In Baghdad, a car bomb struck a parking garage in a central commercial district during the morning rush hour yesterday, killing at least nine people and wounding 17, police said.
Smoke poured out of the seven-storey concrete building, and food and merchandise stalls below were left charred.
The US military also said two soldiers had been killed and six wounded the day before in fighting north of Baghdad, raising to at least 44 the number of American troop deaths this month.
Prime minister Nouri Maliki said the agreement was the first step to unblock political stagnation that has gripped his Shia-led government since it took power in May 2006.
But the announcement after three days of intense negotiations was disappointing because it did not include Iraq's Sunni vice-president Tariq al-Hashemi and his moderate Iraqi Islamic Party.
Mr Maliki has been criticised for having a Shia bias and failing to stop Iraq's sectarian violence, which persists despite the presence of tens of thousands of extra US troops.
"This agreement is a first step," Mr Maliki said. "It is not final and the door is still open for all who agree with us on the need to push the political process forward."
At the news conference announcing the political accord, Mr Maliki was flanked by Iraqi president Jalal Talabani, the leader of the northern autonomous Kurdish region and elder statesman, Massoud Barzani, and Shia vice-president Adel Abdul-Mahdi.
The four men signed a three-page agreement which they said ensures them a majority in the 275-member parliament that would allow action on legislation demanded by the US.
Their parties - two Shia, the Supreme Islamic Iraqi Council and Dawa, and two Kurdish, the Patriotic Union of Kurdistan and the Democratic Party of Kurdistan - hold a total of 181 seats. Mr Maliki also called on the Sunni Accordance Front, which is the largest Sunni bloc with 44 seats and includes Mr Hashemi's party, to return to the government and heal a rift that opened when the bloc's five cabinet ministers quit the government.
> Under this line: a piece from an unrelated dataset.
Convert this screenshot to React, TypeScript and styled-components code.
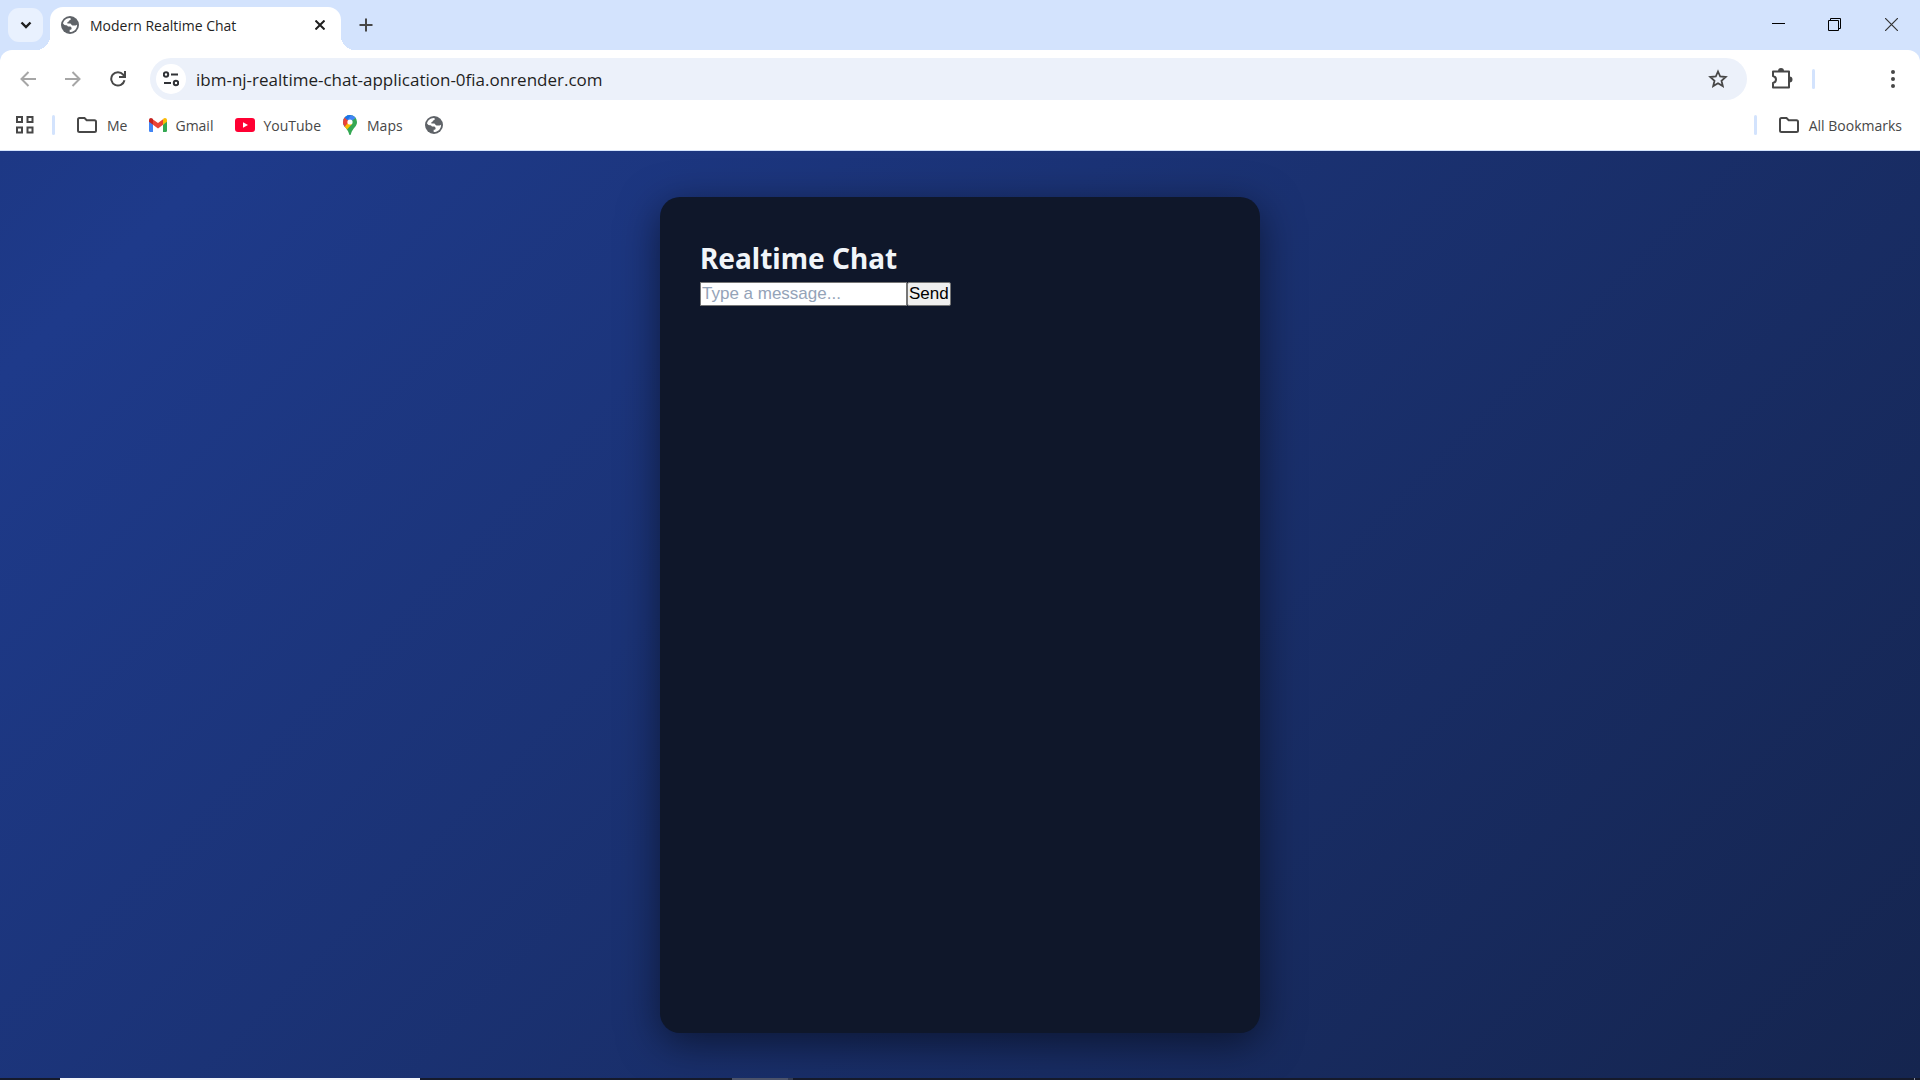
import React from "react";
import styled, { createGlobalStyle } from "styled-components";

const Global = createGlobalStyle`
  *, *::before, *::after { box-sizing: border-box; margin: 0; padding: 0; }
  body { font-family: "Open Sans", "Noto Sans", sans-serif; color: #1f1f1f; }
  button { font: inherit; color: inherit; border: 0; background: none; }
  a { color: inherit; text-decoration: none; }
  svg { display: block; flex: none; }
`;

const Window = styled.div`
  display: flex;
  flex-direction: column;
  min-height: 100vh;
  background: #d3e3fd;
`;

const TabStrip = styled.header`
  display: flex;
  height: 50px;
  padding-left: 8px;
`;

const IconButton = styled.button<{ $w?: number; $h?: number }>`
  display: flex;
  flex: none;
  align-items: center;
  justify-content: center;
  width: ${(p) => p.$w ?? 44}px;
  height: ${(p) => p.$h ?? 40}px;
`;

const TabSearch = styled(IconButton)`
  margin-top: 8px;
  border-radius: 11px;
  background: #e9f1fe;
`;

const Tab = styled.div`
  position: relative;
  display: flex;
  align-items: center;
  width: 291px;
  margin: 7px 0 0 7px;
  padding: 0 11px 7px;
  border-radius: 13px 13px 0 0;
  background: #fff;
  font-size: 14px;

  &::before, &::after {
    content: "";
    position: absolute;
    bottom: 0;
    width: 14px;
    height: 14px;
  }
  &::before { right: 100%; background: radial-gradient(circle at 0 0, transparent 14px, #fff 14px); }
  &::after { left: 100%; background: radial-gradient(circle at 100% 0, transparent 14px, #fff 14px); }
`;

const TabTitle = styled.span`
  flex: 1;
  margin-left: 11px;
  white-space: nowrap;
`;

const WindowControls = styled.div`
  display: flex;
  margin-left: auto;
`;

const Chrome = styled.div`
  border-radius: 12px 12px 0 0;
  background: #fff;
  border-bottom: 1px solid #d3e3fd;
`;

const Toolbar = styled.div`
  display: flex;
  align-items: center;
  height: 58px;
  padding: 0 6px 0 5px;
`;

const AddressBar = styled.div`
  display: flex;
  flex: 1;
  align-items: center;
  height: 42px;
  margin-left: 10px;
  padding: 0 8px 0 6px;
  border-radius: 21px;
  background: #ecf1fa;
`;

const SiteInfo = styled(IconButton)`
  border-radius: 50%;
  background: #fff;
`;

const Address = styled.input`
  flex: 1;
  min-width: 0;
  margin-left: 10px;
  border: 0;
  outline: 0;
  background: transparent;
  color: #1f1f1f;
  font: 17px "Open Sans", "Noto Sans", sans-serif;
`;

const ExtensionsButton = styled(IconButton)`
  padding-left: 4px;
`;

const MenuButton = styled(IconButton)`
  margin-left: 56px;
`;

const Divider = styled.span`
  flex: none;
  width: 3px;
  height: 20px;
  border-radius: 2px;
  background: #d3e3fd;
`;

const LeftDivider = styled(Divider)`
  margin-left: 18px;
`;

const RightDivider = styled(Divider)`
  margin-left: auto;
`;

const Bookmarks = styled.nav`
  display: flex;
  align-items: center;
  height: 42px;
  padding: 0 18px 8px 16px;
  color: #474747;
  font-size: 14px;
`;

const Bookmark = styled.a<{ $gap?: number }>`
  display: flex;
  align-items: center;
  gap: ${(p) => p.$gap ?? 8}px;
  margin-left: 22px;
  white-space: nowrap;
`;

const Page = styled.main`
  display: flex;
  flex: 1;
  justify-content: center;
  padding: 46px 0 45px;
  background: linear-gradient(135deg, #1d3885 0%, #1e3a8a 8%, #15254f 100%);
`;

const Card = styled.section`
  width: 600px;
  padding: 40px;
  border-radius: 20px;
  background: #0f172a;
  box-shadow: 0 10px 40px rgba(0, 0, 0, 0.5);
`;

const Heading = styled.h1`
  margin-bottom: 3px;
  color: #f1f5f9;
  font: 700 28px/42px "Noto Sans", "Open Sans", sans-serif;
`;

const Composer = styled.form`
  display: flex;
  font: 17px "Liberation Sans", Arial, sans-serif;
`;

const Message = styled.input`
  width: 207px;
  height: 24px;
  padding: 1px;
  border: 1px solid #767676;
  background: #fff;
  color: #000;
  font: inherit;
  &::placeholder { color: #94a3b8; }
`;

const Send = styled.button`
  height: 24px;
  padding: 0 1px;
  border: 1px solid #767676;
  border-radius: 2px;
  background: #efefef;
  color: #000;
`;

const Taskbar = styled.footer`
  display: flex;
  height: 2px;
  background: #151a2b;
`;

const TaskItem = styled.span<{ $w: number; $left: number; $color: string }>`
  width: ${(p) => p.$w}px;
  margin-left: ${(p) => p.$left}px;
  background: ${(p) => p.$color};
`;

const DesktopEdge = styled.span`
  width: 1px;
  margin: 0 5px 0 auto;
  background: #8a90a0;
`;

const stroke = { fill: "none", stroke: "#474747", strokeWidth: 2 } as const;

const Globe = () => (
  <svg width="18" height="18" viewBox="0 0 18 18">
    <circle cx="9" cy="9" r="9" fill="#5f6368" />
    <path d="M8.600 1.900C10 2 10.200 3 9.500 3.700L8.300 4.500C7.300 5 7.900 6 6.700 6.200C5.800 6.400 6 7.400 6.800 7.500L9 7.600C10.400 7.700 10.200 9.400 11.500 9.500L14.200 9.400C15.200 9.500 15.900 9 16.100 8.500C16.300 13 13 16.200 8.500 16.100L8.400 13.800C10.200 13.800 10.600 13.100 10.600 12.200C10.500 11.200 9.800 10.600 8.600 10.600L6.700 10.500C4.500 10.400 3.300 9.200 2 7.600C2.500 4.300 5.200 2 8.600 1.900Z" fill="#fff" />
    <path d="M2 9.200L5.400 9.300C7.200 9.500 6.500 12 8.400 12V15.900C4.800 15.700 2.100 12.900 2 9.200Z" fill="#5f6368" />
  </svg>
);

const Folder = () => (
  <svg width="20" height="16" viewBox="0 0 20 16">
    <path d="M1 2.500Q1 1 2.500 1H7.500L9.700 3.200H17.500Q19 3.200 19 4.700V13.500Q19 15 17.500 15H2.500Q1 15 1 13.500Z" {...stroke} />
  </svg>
);

const Apps = () => (
  <svg width="18" height="18" viewBox="0 0 18 18">
    <path d="M1 1h5v5H1zM11.500 1h5v5h-5zM1 11.500h5v5H1zM11.500 11.500h5v5h-5z" {...stroke} />
  </svg>
);

const Gmail = () => (
  <svg width="18" height="14" viewBox="0 0 18 14">
    <path d="M0 2.200V12.800Q0 14 1.200 14H4V6.500L2 3Z" fill="#4285f4" />
    <path d="M18 2.200V12.800Q18 14 16.800 14H14V6.500L16 3Z" fill="#34a853" />
    <path d="M14 1.500V6.700L18 3.700V2.200C18 .2 16-.6 14.500.6Z" fill="#fbbc04" />
    <path d="M4 1.500V6.700L9 10.500L14 6.700V1.300L9 5.100Z" fill="#ea4335" />
    <path d="M0 2.200V3.700L4 6.700V1.200L3.400.6C2-.5 0 .2 0 2.200Z" fill="#c5221f" />
  </svg>
);

const YouTube = () => (
  <svg width="20" height="14" viewBox="0 0 20 14">
    <rect width="20" height="14" rx="3" fill="#ff0033" />
    <path d="M8 4.200L13 7L8 9.800Z" fill="#fff" />
  </svg>
);

const MapPin = () => (
  <svg width="14" height="20" viewBox="0 0 14 20">
    <defs>
      <clipPath id="pin"><path d="M7 0A7 7 0 0 0 0 7C0 9 .7 10.400 1.800 11.800C4 14.500 5.200 16 5.900 18.500C6.200 19.600 6.500 20 7 20S7.800 19.600 8.100 18.500C8.800 16 10 14.500 12.200 11.800C13.300 10.400 14 9 14 7A7 7 0 0 0 7 0Z" /></clipPath>
    </defs>
    <g clipPath="url(#pin)">
      <rect width="14" height="20" fill="#34a853" />
      <path d="M0 0H14V2L7 7L0 13Z" fill="#4285f4" />
      <path d="M0 2L1.600 2.500L7 7L0 14Z" fill="#ea4335" />
      <path d="M1.600 2.500L4 0H8L4.500 5Z" fill="#1a73e8" />
      <path d="M1 12.500L5.300 7.500L9.500 8.500L3.500 15Z" fill="#fbbc04" />
    </g>
    <circle cx="7" cy="7" r="2.600" fill="#fff" />
  </svg>
);

const Arrow = ({ forward }: { forward?: boolean }) => (
  <svg width="16" height="16" viewBox="0 0 16 16" fill="none" stroke="#a6a6a6" strokeWidth="2">
    <path d={forward ? "M0 8H14M7.500 1L14.500 8L7.500 15" : "M16 8H2M8.500 1L1.500 8L8.500 15"} />
  </svg>
);

export default function App() {
  return (
    <Window>
      <Global />
      <TabStrip>
        <TabSearch aria-label="Search tabs" $w={35} $h={34}>
          <svg width="12" height="8" viewBox="0 0 12 8" fill="none" stroke="#1f1f1f" strokeWidth="2.400"><path d="M1.500 1.500L6 6L10.500 1.500" /></svg>
        </TabSearch>
        <Tab>
          <Globe />
          <TabTitle>Modern Realtime Chat</TabTitle>
          <IconButton aria-label="Close tab" $w={20} $h={20}>
            <svg width="10" height="10" viewBox="0 0 10 10" stroke="#1f1f1f" strokeWidth="2"><path d="M.5.5L9.500 9.500M9.500.5L.5 9.500" /></svg>
          </IconButton>
        </Tab>
        <IconButton aria-label="New tab" $w={50} $h={50}>
          <svg width="14" height="14" viewBox="0 0 14 14" {...stroke}><path d="M7 .5V13.500M.5 7H13.500" /></svg>
        </IconButton>
        <WindowControls>
          <IconButton aria-label="Minimize" $w={55} $h={49}>
            <svg width="13" height="13" viewBox="0 0 13 13"><path d="M0 5h13v1H0z" /></svg>
          </IconButton>
          <IconButton aria-label="Restore" $w={57} $h={49}>
            <svg width="13" height="13" viewBox="0 0 13 13" fill="none" stroke="#000"><path d="M.5 2.500h10v10H.5zM2.500 2.500V.5H12.500V10.500H10.500" /></svg>
          </IconButton>
          <IconButton aria-label="Close" $w={57} $h={49}>
            <svg width="13" height="13" viewBox="0 0 13 13" stroke="#333" strokeWidth="1.200"><path d="M0 0L13 13M13 0L0 13" /></svg>
          </IconButton>
        </WindowControls>
      </TabStrip>
      <Chrome>
        <Toolbar>
          <IconButton aria-label="Back" $w={45}><Arrow /></IconButton>
          <IconButton aria-label="Forward" $w={45}><Arrow forward /></IconButton>
          <IconButton aria-label="Reload" $w={45}>
            <svg width="16" height="16" viewBox="0 0 16 16" fill="none" stroke="#474747" strokeWidth="2"><path d="M14.500 9.300A6.700 6.700 0 1 1 13.200 3.700L14.300 5.500M15 0V6H9" /></svg>
          </IconButton>
          <AddressBar>
            <SiteInfo aria-label="View site information" $w={30} $h={30}>
              <svg width="16" height="16" viewBox="0 0 16 16" fill="none" stroke="#303236" strokeWidth="2"><circle cx="3" cy="3.500" r="2.200" /><circle cx="13" cy="12" r="2.200" /><path d="M8 3.500H15M1 12H8" /></svg>
            </SiteInfo>
            <Address aria-label="Address" defaultValue="ibm-nj-realtime-chat-application-0fia.onrender.com" />
            <IconButton aria-label="Bookmark this tab" $w={42}>
              <svg width="20" height="20" viewBox="0 0 20 20" fill="none" stroke="#474747" strokeWidth="1.800"><path d="M10 2.500L12.200 7.500L17.700 8L13.500 11.700L14.800 17.100L10 14.200L5.200 17.100L6.500 11.700L2.300 8L7.800 7.500Z" /></svg>
            </IconButton>
          </AddressBar>
          <ExtensionsButton aria-label="Extensions" $w={65}>
            <svg width="22" height="22" viewBox="0 0 22 22"><path d="M2 3.500H18V19.500H2V15C6 14 6 9 2 8Z" fill="none" stroke="#474747" strokeWidth="2" strokeLinejoin="round" /><path d="M7 3A3 3 0 0 1 13 3ZM18.500 8.500A3 3 0 0 1 18.500 14.500Z" fill="#474747" /></svg>
          </ExtensionsButton>
          <Divider />
          <MenuButton aria-label="Menu" $w={43}>
            <svg width="4" height="18" viewBox="0 0 4 18" fill="#474747"><circle cx="2" cy="2" r="2" /><circle cx="2" cy="9" r="2" /><circle cx="2" cy="16" r="2" /></svg>
          </MenuButton>
        </Toolbar>
        <Bookmarks aria-label="Bookmarks">
          <Apps />
          <LeftDivider />
          <Bookmark href="#" $gap={10}><Folder />Me</Bookmark>
          <Bookmark href="#"><Gmail />Gmail</Bookmark>
          <Bookmark href="#"><YouTube />YouTube</Bookmark>
          <Bookmark href="#" $gap={10}><MapPin />Maps</Bookmark>
          <Bookmark href="#" aria-label="Website"><Globe /></Bookmark>
          <RightDivider />
          <Bookmark href="#" $gap={10}><Folder />All Bookmarks</Bookmark>
        </Bookmarks>
      </Chrome>
      <Page>
        <Card>
          <Heading>Realtime Chat</Heading>
          <Composer onSubmit={(e) => e.preventDefault()}>
            <Message aria-label="Message" placeholder="Type a message..." />
            <Send type="submit">Send</Send>
          </Composer>
        </Card>
      </Page>
      <Taskbar>
        <TaskItem $left={60} $w={360} $color="#f4f6fa" />
        <TaskItem $left={312} $w={56} $color="#4c536a" />
        <TaskItem $left={0} $w={5} $color="#343b51" />
        <DesktopEdge />
      </Taskbar>
    </Window>
  );
}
The four-party agreement was unveiled four weeks before the top US commander in Iraq, Gen David Petraeus, and US ambassador Ryan Crocker are to deliver a progress report on Iraq to Congress.
"We have relegated efforts to topple the government to the past. We are now in a new stage," said Mr Maliki's adviser, Yassin Majeed. "We will keep working to bring the Accordance Front back, but if they insist we will have a majority in parliament and bring in new ministers."
Mr Maliki previously said he was ready to name rival Sunnis to the vacant cabinet positions. He even mentioned reaching out to Sunni tribal sheiks who have joined forces with the Americans against al-Qaeda in Iraq in the western Anbar province.
Emergency workers and grieving relatives in northern Iraq, meanwhile, pressed ahead with recovery efforts two days after a string of suicide truck bombings devastated the village of Qahataniya near the Syrian border. The attacks targeted Yazidis, a small Kurdish-speaking sect whose members are considered to be blasphemers by Muslim extremists.